The 'strike but not harm' strategy that the BJP has adopted for some time now appears to be an Advani legacy after the veteran leader sought to 'restructure' his image from being a hardliner to a 'visionary statesman'. He believes that a statesman like him should not dirty his hands by speaking the truth bluntly and bruising his rivals in the Congress. He is entitled to his opinion and to protect his newly-created persona, but he cannot allow his personal beliefs to come in the way of his party's political prospects. He must remember that he is dealing with a Congress that has consistently lampooned its rivals. It's the same party whose leaders called Modi all sorts of names, including "maut ke saudagar", and now "khalnayak". Advani's righteous indignation over Modi's choice of words is funny because not too long ago, he had disparaged the Prime Minister as "nikamma" (good-for-nothing).
Unfortunately, Advani's new approach has seeped into the conduct of some central leaders of the party. A good example is the sloppy manner in which the BJP has handled the Robert Vadra affair. To begin with, the party went on an offensive in both Houses of Parliament after intrepid IAS officer Ashok Khemka's detailed letter to the Haryana Government revealed alleged irregularities that Vadra had committed in a land deal with a private real estate developer, and explained why the officer had cancelled the mutation. But suddenly, after raising the pitch, the party retreated and allowed the matter to slip into the background. Political commentators were shocked that the BJP should have allowed a potent subject to fade away. Equally shell-shocked supporters of the party want to know who in the BJP engineered the turnaround and let go an opportunity to expose the Congress on the floor of Parliament. It was a very 'statesman-like' act to do.
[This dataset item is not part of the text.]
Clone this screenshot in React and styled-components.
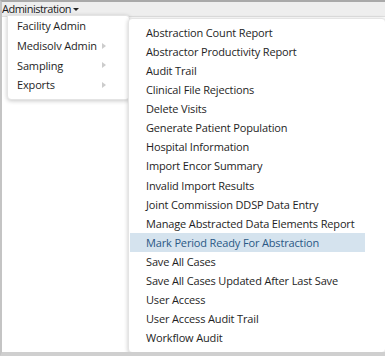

The BJP's 'rise above party lines' sham is also evident in the manner it has meekly submitted on the food security Ordinance. It is willing to help the Government bring in an Act, with 'some modifications' in the existing provisions. But many party leaders including Modi and others like Tamil Nadu Chief Minister J Jayalalithaa consider the proposed legislation fundamentally flawed in its current form, and they want the Government to proceed only after seeking a consensus in a meeting of State Chief Ministers. The Congress is in a hurry to push it through because it wants to establish sole proprietory rights over food security and reap dividends in the coming Assembly and Lok Sabha elections. But why is the BJP helping it out, and that too at the cost of millions of poor who will not benefit from the provisions as they stand today?
Meanwhile the Congress's reaction to Modi's assault on the Prime Minister's speech is feudal and along expected lines. Ridiculing the Manmohan versus Modi confrontation, one senior Congress Cabinet Minister dipped into history and called it a 'Raja Bhoj versus Gangu Teli' stand-off - in other words, an atrocious comparison between a ruler (Singh) and a lowly subject (Modi). Another Cabinet Minister is reported to have said that Modi was indulging in "Chota munh badi baat" (petty man talks big). He should look at his Prime Minister who has resorted to "bada munh choti baat" (man of stature who talks small). By the way, why has Advani been silent on the crassness of the Congress, even as he allows the party to fire at the Gujarat Chief Minister from his shoulders?
The Congress's arrogance stinks. Its leaders who utter nonsense must remember that Modi, unlike the babalog in their party, has made it to the national stage by his performance and not by virtue of a surname or by becoming a willing puppet in the hands of a dynasty.